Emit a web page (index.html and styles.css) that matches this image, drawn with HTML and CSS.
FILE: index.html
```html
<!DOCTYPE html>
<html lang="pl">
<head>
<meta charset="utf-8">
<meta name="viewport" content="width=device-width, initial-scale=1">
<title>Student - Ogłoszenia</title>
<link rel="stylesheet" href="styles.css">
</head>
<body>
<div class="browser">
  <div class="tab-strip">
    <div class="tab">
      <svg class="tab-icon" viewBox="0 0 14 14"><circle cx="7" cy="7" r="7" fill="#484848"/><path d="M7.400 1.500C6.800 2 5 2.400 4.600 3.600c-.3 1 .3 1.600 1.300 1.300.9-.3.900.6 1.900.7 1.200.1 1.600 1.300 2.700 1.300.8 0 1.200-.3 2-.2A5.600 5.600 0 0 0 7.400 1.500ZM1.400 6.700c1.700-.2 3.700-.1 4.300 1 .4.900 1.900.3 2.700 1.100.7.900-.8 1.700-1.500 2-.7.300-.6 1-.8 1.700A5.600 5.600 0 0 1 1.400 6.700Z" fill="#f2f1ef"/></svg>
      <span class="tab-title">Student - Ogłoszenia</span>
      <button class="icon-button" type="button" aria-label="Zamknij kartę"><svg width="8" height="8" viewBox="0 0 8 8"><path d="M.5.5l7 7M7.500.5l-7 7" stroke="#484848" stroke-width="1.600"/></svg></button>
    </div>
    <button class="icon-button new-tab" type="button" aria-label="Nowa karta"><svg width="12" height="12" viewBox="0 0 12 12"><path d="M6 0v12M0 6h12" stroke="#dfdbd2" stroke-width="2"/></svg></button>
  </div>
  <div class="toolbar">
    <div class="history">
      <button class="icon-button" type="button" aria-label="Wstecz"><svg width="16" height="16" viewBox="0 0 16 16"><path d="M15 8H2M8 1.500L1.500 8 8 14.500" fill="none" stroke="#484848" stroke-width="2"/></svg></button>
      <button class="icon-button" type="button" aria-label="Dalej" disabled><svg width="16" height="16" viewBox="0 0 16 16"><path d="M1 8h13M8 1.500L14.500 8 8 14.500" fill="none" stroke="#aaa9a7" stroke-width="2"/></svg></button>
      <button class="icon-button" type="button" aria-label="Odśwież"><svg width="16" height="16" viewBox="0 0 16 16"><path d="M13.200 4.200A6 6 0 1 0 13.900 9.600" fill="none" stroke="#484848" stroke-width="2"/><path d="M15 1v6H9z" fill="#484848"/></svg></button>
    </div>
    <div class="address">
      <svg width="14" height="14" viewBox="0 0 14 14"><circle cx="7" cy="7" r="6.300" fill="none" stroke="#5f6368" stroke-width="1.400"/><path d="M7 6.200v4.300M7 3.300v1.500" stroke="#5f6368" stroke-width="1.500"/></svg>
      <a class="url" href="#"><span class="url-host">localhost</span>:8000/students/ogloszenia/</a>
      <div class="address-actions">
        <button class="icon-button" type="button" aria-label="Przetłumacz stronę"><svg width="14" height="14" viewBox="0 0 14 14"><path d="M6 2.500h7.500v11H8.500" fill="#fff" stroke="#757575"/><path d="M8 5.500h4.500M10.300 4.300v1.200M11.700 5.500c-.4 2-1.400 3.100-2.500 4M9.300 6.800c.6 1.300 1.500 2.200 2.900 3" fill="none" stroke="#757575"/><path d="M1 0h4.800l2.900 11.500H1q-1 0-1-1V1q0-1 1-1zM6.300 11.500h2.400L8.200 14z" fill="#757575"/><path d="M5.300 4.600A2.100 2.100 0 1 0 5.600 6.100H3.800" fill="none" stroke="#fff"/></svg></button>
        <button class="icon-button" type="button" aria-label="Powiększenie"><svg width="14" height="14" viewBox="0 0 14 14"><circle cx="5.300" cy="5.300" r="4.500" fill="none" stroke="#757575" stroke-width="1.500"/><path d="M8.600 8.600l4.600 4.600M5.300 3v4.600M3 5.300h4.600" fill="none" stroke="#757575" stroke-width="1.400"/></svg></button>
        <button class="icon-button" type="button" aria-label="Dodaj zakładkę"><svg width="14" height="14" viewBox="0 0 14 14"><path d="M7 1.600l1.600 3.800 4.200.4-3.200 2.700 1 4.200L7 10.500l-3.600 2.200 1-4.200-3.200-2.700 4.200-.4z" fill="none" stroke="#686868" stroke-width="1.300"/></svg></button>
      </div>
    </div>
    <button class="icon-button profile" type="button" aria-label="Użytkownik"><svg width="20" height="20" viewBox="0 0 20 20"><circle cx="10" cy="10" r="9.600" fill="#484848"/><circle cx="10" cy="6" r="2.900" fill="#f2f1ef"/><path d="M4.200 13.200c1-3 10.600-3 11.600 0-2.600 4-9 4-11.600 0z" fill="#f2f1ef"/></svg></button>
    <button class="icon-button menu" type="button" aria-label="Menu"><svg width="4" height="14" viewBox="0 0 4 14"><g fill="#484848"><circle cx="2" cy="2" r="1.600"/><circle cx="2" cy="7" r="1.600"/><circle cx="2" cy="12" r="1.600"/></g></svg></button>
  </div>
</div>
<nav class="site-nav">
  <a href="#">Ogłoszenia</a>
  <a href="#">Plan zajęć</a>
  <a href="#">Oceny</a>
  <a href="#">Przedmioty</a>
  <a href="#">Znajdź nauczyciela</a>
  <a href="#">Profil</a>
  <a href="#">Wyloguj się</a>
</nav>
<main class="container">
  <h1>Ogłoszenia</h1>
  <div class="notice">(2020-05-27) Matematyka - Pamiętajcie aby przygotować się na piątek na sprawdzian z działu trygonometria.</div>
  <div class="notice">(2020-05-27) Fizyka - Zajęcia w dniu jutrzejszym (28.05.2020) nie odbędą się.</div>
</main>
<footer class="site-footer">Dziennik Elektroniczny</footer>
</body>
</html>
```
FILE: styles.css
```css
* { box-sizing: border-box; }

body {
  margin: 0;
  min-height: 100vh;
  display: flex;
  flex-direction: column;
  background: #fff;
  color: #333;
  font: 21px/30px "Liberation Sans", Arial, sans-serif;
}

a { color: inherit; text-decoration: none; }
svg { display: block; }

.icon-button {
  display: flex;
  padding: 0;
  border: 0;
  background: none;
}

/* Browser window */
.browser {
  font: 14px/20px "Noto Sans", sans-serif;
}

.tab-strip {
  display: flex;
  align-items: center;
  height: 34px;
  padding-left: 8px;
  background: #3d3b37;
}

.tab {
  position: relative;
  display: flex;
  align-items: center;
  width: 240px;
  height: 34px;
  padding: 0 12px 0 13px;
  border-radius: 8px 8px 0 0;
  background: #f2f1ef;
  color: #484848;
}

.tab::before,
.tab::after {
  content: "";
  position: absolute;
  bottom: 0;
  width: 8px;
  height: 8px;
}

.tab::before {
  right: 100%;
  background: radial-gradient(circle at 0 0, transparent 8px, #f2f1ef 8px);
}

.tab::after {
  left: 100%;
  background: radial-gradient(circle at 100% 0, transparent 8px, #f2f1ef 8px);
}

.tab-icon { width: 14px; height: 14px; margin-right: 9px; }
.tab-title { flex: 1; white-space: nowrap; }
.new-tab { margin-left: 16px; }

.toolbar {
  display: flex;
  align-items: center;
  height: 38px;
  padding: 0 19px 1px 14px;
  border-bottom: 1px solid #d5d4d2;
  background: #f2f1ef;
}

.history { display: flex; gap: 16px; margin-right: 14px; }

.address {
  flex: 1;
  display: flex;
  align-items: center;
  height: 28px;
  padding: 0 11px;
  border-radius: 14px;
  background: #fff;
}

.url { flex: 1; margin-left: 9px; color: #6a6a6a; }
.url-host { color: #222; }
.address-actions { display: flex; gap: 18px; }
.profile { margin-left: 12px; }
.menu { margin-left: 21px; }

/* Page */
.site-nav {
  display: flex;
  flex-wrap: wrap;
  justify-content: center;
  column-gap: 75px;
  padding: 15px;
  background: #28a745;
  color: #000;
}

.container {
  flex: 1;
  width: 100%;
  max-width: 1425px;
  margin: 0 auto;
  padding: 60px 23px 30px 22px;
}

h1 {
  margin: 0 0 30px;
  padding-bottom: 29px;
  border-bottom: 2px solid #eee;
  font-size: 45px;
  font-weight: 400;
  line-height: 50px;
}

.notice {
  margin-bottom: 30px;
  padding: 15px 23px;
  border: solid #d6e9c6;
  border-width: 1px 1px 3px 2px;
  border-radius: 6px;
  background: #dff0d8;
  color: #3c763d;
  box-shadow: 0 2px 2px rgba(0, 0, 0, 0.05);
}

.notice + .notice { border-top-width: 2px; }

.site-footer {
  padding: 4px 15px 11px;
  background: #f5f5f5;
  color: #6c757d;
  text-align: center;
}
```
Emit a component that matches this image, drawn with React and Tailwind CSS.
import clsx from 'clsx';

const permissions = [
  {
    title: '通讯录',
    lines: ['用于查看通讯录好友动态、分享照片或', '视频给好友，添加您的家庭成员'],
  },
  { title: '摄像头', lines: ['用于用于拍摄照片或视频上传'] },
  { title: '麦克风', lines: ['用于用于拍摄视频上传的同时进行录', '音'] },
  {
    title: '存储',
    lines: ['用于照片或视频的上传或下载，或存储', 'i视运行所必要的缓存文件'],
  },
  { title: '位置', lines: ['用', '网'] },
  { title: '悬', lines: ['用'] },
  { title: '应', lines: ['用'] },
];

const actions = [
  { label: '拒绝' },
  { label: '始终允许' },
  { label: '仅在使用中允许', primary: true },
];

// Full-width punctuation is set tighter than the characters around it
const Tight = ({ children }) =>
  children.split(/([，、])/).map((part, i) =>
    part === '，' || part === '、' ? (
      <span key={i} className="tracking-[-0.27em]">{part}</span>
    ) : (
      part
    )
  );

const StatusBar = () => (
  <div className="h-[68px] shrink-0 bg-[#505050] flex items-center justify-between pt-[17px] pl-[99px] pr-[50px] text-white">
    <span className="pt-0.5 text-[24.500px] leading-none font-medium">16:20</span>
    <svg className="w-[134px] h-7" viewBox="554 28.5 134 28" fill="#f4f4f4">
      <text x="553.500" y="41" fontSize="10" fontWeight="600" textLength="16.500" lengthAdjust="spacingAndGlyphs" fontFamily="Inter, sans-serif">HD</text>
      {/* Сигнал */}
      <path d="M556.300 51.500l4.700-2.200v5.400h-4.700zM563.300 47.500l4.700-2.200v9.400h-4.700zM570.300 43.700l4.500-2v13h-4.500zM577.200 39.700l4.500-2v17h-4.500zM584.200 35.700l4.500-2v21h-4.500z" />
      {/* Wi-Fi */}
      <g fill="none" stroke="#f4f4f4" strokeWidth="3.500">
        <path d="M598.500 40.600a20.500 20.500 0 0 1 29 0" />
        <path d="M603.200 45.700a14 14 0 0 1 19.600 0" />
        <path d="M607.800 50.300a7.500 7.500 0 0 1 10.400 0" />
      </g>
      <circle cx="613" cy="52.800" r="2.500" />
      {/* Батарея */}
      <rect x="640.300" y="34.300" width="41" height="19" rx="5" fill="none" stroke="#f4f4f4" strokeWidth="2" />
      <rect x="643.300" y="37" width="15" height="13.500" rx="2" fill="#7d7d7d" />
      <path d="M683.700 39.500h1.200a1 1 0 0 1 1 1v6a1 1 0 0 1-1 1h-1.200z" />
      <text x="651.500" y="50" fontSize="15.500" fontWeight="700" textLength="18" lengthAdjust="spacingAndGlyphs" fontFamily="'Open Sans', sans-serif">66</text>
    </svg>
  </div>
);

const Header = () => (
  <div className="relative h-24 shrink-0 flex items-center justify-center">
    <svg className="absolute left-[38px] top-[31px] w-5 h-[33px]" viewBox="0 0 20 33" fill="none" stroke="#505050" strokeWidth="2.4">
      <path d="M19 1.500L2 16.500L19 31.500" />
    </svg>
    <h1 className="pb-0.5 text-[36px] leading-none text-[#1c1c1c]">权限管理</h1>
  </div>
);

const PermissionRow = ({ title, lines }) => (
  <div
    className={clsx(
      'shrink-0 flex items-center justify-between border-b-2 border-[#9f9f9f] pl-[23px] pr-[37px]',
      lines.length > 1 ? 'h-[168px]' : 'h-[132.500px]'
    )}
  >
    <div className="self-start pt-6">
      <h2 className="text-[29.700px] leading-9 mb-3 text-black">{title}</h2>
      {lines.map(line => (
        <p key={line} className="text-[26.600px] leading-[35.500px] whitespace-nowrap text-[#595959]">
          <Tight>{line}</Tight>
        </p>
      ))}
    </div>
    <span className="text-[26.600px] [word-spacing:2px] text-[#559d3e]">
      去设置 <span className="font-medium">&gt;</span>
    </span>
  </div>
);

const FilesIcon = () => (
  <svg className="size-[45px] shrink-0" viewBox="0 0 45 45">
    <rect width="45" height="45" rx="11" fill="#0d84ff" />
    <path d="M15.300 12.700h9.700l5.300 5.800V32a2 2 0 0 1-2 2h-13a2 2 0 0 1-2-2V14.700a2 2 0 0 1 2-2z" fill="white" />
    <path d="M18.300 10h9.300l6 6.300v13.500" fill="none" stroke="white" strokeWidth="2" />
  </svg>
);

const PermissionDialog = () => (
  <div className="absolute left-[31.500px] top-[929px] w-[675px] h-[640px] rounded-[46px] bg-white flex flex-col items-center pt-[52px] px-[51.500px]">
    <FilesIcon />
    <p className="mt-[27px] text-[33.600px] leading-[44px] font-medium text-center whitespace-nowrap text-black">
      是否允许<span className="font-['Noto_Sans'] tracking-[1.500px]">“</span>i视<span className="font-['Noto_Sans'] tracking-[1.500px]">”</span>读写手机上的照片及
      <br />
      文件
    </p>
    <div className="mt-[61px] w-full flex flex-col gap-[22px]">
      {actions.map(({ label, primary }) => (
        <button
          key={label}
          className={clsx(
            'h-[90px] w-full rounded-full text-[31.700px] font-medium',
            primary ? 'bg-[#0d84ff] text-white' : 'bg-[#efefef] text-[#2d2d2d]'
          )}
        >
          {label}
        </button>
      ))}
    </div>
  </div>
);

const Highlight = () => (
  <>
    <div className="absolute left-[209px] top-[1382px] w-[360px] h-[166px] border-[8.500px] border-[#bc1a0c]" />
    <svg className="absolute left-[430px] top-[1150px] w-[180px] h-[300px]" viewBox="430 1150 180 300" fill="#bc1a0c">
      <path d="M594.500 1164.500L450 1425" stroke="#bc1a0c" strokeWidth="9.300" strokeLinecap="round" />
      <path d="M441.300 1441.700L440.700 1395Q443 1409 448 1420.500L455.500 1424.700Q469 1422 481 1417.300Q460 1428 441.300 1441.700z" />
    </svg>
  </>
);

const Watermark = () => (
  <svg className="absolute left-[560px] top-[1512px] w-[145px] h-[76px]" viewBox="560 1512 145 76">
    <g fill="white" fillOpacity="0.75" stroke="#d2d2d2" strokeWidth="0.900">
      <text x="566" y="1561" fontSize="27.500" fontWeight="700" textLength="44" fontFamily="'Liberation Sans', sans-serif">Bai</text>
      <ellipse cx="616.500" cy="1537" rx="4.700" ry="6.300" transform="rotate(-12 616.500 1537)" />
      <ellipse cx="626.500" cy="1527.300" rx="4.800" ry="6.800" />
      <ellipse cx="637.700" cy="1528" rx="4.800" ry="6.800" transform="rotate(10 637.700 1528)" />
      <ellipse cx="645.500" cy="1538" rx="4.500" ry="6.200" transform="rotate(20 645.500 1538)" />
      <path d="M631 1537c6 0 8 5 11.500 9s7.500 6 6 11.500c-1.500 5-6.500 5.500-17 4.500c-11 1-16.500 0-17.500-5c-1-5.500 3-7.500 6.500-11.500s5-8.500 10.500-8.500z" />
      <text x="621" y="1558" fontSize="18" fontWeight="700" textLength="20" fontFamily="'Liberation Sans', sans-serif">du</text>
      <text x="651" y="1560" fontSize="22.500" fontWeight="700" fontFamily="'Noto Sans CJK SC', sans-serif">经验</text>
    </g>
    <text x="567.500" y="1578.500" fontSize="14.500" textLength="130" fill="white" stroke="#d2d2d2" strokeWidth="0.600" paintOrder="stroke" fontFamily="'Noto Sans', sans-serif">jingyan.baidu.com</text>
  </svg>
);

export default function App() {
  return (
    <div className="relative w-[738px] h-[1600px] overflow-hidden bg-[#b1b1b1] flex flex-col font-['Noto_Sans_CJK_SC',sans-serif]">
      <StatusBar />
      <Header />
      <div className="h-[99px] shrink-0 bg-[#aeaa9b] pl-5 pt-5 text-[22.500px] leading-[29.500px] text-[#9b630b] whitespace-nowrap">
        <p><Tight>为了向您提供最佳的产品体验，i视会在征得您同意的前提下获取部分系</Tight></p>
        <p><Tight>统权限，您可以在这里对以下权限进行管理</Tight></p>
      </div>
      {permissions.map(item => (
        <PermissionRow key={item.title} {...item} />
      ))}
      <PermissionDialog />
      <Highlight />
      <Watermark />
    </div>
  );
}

> **Task prompt**
Each line from the one bearing "Emit a component" through the one bearing "import clsx from 'clsx';" is to be duplicated without change; all remaining lines are to be left out.

> **Problem solution**
Emit a component that matches this image, drawn with React and Tailwind CSS.
import clsx from 'clsx';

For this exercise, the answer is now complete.